Oh, look at the pretties!

Kaylee ,'Shindig'


Natter 59: Dominate Your Face!  

Off-topic discussion. Wanna talk about corsets, duct tape, or physics? This is the place. Detailed discussion of any current-season TV must be whitefonted.


brenda m - Jun 25, 2008 6:22:07 pm PDT #4899 of 10003
If you're going through hell/keep on going/don't slow down/keep your fear from showing/you might be gone/'fore the devil even knows you're there

In the world? It wouldn't really have occurred to me that it would have much play outside the US.


Hil R. - Jun 25, 2008 6:24:51 pm PDT #4900 of 10003
Sometimes I think I might just move up to Vermont, open a bookstore or a vegan restaurant. Adam Schlesinger, z''l

Huh. I knew the Pocahontas story, but that was mostly because I spent one summer reading every one of this series of kids biographies at the local library. (It was an odd series. Generally about 90% of the book was about the person's life as a kid, and then a few pages about what they did as adults. Also, every one was exactly 200 pages. If the text itself didn't get to 200, then there would be timelines or lists of places they lived or other stuff like that thrown onto the end to make it to 200.)
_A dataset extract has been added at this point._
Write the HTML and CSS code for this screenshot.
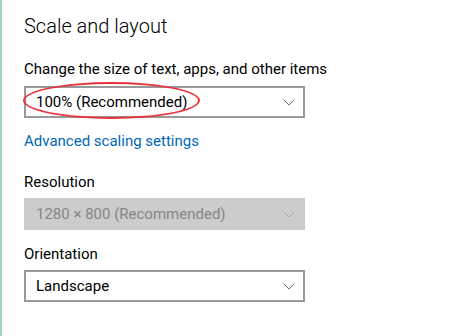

I remember at a trivia night a few months ago, many people mixed up Pocahontas and Sacajawea.


Hil R. - Jun 25, 2008 6:26:28 pm PDT #4901 of 10003
Sometimes I think I might just move up to Vermont, open a bookstore or a vegan restaurant. Adam Schlesinger, z''l

In the world? It wouldn't really have occurred to me that it would have much play outside the US.

Yeah. Possibly England too, since major parts of the story took place there. But I wouldn't expect people from many other places to know much about it.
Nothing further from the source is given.